Currently, Squeeze’s non-verbal PR presence feels akin to Top Gear’s silent, helmet-wearing driver The Stig, although there are plans for a face-reveal later down the line, when Squeeze’s brand is somewhat less illegal; according to MBox there will be more family-friendly go-karting and content vlogs in his future.

It’s not clear how financially viable that transition will be for either group. Bobby and Team Swim make “a couple hundred dollars a month” at present from their videos due to advertising restrictions on their content; and their sales of server memberships and self-made merchandise have not yet resulted in any tangible profits. MBox and Squeeze have also faced similar issues, and currently struggle to attract sponsorship or attention from brands, who are understandably reluctant to fund Squeeze’s illegal activity.

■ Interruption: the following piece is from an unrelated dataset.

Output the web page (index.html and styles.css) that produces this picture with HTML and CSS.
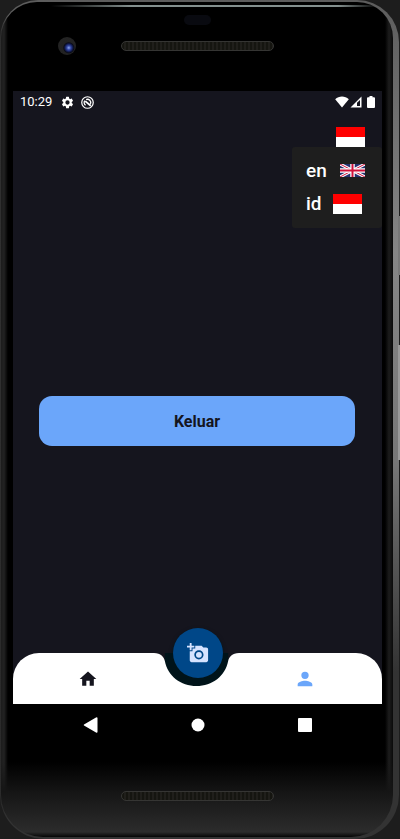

MBox is hopeful that, as Squeeze himself moves away from lawbreaking content, they’ll attract more attention from companies looking to advertise through them. “We want to get real brand deals, you know, real endorsements now that we’re no longer a brand risk,” he says.

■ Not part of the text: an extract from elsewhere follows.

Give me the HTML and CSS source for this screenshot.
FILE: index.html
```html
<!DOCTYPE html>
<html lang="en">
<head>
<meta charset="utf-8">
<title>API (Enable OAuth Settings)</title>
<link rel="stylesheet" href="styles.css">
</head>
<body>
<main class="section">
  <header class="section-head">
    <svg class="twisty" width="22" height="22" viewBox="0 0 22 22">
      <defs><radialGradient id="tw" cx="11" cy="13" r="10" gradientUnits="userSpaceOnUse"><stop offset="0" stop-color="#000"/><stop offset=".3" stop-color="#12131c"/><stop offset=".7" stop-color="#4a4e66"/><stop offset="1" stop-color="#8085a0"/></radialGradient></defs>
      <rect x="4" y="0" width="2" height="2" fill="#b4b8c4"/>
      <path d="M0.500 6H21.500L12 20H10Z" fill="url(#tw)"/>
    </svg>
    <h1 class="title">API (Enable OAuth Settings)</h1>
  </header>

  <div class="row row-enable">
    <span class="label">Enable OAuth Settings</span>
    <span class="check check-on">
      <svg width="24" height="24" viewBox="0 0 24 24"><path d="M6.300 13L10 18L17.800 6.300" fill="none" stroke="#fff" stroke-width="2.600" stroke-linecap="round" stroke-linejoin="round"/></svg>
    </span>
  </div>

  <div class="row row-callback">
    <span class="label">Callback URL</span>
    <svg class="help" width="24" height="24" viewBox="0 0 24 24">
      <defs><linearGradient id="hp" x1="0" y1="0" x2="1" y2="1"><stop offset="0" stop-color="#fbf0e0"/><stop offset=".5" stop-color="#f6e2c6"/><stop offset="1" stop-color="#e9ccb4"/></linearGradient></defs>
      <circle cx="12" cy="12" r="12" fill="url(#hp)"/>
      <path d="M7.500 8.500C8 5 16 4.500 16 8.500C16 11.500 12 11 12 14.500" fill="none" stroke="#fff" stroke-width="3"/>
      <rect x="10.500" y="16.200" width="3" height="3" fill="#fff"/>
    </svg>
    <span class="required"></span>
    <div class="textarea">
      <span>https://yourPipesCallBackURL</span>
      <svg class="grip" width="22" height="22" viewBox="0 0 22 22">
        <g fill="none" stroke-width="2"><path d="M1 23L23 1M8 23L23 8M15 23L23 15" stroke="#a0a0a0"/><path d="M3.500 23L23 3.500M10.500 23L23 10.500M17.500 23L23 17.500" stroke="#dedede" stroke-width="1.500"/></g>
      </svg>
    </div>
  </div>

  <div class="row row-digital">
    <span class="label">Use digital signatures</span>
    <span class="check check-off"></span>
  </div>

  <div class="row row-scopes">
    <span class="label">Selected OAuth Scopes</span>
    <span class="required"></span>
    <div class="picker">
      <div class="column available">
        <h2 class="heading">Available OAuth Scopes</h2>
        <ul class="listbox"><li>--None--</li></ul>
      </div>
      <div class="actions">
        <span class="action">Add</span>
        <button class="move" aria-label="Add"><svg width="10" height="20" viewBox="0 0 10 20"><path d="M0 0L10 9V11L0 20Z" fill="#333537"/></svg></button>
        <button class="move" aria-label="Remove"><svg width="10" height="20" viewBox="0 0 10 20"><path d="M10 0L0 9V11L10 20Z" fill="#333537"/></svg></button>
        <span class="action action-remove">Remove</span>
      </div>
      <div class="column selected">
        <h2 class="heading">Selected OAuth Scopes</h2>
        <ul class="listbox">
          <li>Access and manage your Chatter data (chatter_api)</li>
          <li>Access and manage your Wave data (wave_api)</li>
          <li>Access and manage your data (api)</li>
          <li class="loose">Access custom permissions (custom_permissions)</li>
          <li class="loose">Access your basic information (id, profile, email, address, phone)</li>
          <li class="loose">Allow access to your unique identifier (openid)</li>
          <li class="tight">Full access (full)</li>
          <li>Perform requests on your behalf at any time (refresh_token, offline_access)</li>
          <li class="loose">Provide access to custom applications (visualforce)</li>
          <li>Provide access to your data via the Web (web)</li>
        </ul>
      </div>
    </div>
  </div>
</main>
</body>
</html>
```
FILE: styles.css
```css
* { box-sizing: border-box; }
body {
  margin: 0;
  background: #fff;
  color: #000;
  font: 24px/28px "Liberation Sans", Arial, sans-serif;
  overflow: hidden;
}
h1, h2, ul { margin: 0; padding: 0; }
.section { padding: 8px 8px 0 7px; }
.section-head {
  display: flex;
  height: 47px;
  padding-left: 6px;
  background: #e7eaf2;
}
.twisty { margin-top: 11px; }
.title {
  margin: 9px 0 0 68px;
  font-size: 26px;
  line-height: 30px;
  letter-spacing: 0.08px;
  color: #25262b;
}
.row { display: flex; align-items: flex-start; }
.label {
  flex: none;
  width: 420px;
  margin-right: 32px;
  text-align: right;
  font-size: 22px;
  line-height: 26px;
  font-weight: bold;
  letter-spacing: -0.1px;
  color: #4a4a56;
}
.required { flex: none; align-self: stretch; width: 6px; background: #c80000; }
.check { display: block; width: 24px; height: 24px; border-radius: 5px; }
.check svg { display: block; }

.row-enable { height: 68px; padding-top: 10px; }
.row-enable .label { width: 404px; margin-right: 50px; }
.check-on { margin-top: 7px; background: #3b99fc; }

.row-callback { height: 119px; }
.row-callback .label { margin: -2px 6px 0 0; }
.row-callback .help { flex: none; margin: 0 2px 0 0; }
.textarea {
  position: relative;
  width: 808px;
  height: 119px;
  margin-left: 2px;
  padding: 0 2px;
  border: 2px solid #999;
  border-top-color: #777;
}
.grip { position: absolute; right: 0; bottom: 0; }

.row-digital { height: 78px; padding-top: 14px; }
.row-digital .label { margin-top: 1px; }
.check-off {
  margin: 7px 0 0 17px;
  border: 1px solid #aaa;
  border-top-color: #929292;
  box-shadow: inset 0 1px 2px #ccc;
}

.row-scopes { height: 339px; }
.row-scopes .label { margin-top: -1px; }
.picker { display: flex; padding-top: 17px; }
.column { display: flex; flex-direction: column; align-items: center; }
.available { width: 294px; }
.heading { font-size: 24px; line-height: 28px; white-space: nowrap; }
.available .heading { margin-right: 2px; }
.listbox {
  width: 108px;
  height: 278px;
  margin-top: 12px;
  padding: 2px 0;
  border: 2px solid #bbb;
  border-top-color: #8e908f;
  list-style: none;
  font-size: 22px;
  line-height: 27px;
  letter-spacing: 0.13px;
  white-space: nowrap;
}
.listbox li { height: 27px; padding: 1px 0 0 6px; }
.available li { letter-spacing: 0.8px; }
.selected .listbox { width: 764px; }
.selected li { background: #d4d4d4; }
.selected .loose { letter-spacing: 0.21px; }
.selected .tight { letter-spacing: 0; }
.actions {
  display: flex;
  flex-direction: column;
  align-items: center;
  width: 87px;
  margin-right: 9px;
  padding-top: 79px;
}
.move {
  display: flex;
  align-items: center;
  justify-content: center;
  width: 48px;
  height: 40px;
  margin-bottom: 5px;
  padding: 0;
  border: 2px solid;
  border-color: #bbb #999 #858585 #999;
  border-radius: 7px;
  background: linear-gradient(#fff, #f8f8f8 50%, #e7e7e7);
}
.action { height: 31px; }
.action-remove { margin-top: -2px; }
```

MBox made these comments in September 2024. In January of this year, a judge in New Jersey sentenced Antonio Ginestri to five years in state prison in connection with a series of robberies, including driving off with an ATM filled with $4,000 from a Dunkin’ Donuts. The sentence came after a contested plea deal, which a Bergen County prosecutor noted in court, was negotiated following a crime spree that allegedly included “racing across the streets of NYC, though these charges haven’t been proven.” Ginestri still faces an assault charge in New York. There are also still open charges against him in two other New Jersey counties, and an active warrant for him in Connecticut.

Ginestri’s attorney, Stefan Erwin, and MBox maintain it’s not Ginestri driving in those YouTube videos. It’s unclear when he might stand trial for any of the additional charges. During Ginestri’s New Jersey sentencing, Judge Christopher Kazlau said he didn’t believe Ginestri when he claimed he’d stay out of trouble if released. The only thing that stopped Ginestri was that he got caught, Kazlau said, “You’re not very good at covering your tracks.”